◆ **WHAT TO PRODUCE**:
Reply with one number only, the count of lines holding the string "this".

Rows from a dataset:

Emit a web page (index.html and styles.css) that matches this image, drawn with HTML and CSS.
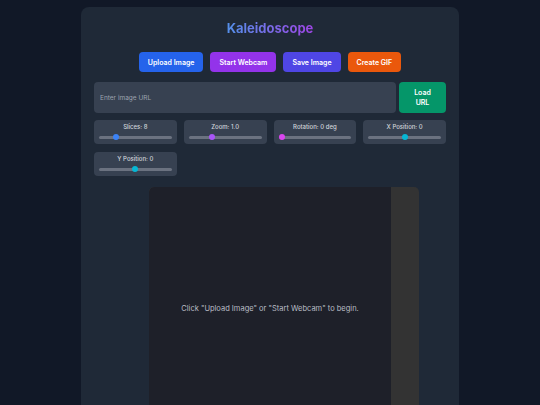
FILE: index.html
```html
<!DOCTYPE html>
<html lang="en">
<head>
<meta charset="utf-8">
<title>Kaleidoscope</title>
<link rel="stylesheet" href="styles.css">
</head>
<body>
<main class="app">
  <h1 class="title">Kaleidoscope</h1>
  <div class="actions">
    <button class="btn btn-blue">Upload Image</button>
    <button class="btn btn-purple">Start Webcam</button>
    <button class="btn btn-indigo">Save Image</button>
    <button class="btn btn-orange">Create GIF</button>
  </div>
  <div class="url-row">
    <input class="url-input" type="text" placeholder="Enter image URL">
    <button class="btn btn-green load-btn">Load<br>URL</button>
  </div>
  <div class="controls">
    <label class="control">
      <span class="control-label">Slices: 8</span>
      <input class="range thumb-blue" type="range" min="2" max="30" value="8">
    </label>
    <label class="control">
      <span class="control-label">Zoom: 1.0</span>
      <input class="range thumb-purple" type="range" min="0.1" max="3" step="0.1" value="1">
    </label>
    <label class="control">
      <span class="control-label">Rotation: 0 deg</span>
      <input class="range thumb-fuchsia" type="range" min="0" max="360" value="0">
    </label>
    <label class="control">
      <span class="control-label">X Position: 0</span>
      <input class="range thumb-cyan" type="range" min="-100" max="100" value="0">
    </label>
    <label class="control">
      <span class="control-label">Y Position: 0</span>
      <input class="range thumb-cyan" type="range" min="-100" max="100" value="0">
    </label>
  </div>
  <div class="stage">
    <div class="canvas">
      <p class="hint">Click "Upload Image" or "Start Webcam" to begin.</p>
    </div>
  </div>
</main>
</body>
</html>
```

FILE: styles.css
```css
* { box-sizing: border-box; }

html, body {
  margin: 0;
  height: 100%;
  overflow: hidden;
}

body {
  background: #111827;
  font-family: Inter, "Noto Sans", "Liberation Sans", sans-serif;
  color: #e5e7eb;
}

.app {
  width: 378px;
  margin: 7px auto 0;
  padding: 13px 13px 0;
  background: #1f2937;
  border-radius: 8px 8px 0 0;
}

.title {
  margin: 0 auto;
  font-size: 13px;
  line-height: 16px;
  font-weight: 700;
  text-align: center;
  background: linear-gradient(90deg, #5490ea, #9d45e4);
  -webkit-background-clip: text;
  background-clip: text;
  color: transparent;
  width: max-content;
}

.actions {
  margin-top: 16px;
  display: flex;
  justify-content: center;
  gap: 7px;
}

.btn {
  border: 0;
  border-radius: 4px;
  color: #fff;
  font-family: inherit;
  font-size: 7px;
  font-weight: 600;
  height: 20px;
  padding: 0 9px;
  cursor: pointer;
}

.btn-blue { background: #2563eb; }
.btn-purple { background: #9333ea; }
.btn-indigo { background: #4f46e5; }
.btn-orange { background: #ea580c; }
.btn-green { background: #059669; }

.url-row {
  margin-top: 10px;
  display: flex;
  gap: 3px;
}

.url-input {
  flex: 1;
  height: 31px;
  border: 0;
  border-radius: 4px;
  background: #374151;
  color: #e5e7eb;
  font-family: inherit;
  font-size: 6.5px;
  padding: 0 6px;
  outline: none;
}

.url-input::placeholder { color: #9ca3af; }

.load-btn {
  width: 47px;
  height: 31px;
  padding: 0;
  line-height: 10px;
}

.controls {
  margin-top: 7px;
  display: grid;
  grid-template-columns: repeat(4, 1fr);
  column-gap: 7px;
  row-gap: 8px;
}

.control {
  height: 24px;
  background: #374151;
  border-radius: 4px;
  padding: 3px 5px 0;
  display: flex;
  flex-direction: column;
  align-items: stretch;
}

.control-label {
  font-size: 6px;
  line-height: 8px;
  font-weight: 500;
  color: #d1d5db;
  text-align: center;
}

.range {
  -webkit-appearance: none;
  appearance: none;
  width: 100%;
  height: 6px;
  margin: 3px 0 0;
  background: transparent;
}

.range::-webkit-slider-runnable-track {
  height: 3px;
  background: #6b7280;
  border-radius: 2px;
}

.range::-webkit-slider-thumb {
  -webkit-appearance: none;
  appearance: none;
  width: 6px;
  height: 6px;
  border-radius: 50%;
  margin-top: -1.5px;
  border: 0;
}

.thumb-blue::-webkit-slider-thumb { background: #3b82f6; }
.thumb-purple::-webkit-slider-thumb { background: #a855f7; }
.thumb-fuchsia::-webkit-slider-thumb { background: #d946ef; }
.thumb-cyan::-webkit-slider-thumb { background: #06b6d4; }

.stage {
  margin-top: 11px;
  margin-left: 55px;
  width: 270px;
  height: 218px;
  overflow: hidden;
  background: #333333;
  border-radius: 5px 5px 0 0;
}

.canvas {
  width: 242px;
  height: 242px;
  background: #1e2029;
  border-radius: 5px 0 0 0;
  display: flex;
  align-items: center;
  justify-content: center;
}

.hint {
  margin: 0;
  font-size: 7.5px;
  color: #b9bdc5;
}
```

--

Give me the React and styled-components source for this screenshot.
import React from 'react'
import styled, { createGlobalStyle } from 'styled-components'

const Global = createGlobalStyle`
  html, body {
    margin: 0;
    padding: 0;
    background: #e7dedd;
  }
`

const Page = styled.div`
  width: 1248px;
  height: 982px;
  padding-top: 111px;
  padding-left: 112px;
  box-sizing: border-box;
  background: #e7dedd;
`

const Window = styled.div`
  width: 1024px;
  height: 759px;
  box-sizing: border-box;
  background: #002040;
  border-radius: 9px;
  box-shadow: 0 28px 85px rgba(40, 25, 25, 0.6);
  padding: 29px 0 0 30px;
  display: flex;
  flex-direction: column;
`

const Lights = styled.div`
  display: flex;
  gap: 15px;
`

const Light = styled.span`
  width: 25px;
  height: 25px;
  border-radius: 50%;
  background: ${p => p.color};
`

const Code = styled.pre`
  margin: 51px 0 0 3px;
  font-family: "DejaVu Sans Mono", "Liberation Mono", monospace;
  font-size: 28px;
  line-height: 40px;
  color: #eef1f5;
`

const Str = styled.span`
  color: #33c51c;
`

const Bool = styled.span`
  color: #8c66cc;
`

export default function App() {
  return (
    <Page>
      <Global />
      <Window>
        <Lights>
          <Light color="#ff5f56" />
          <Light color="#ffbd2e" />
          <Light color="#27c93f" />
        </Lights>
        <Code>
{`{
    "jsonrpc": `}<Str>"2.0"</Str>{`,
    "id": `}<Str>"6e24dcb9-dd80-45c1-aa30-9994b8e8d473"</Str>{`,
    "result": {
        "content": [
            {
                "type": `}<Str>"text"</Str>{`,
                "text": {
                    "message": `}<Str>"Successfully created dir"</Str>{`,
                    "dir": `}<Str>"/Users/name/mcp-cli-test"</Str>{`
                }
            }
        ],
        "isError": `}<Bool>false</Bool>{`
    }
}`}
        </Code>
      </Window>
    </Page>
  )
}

◆ **FINISHED ANSWER**:
2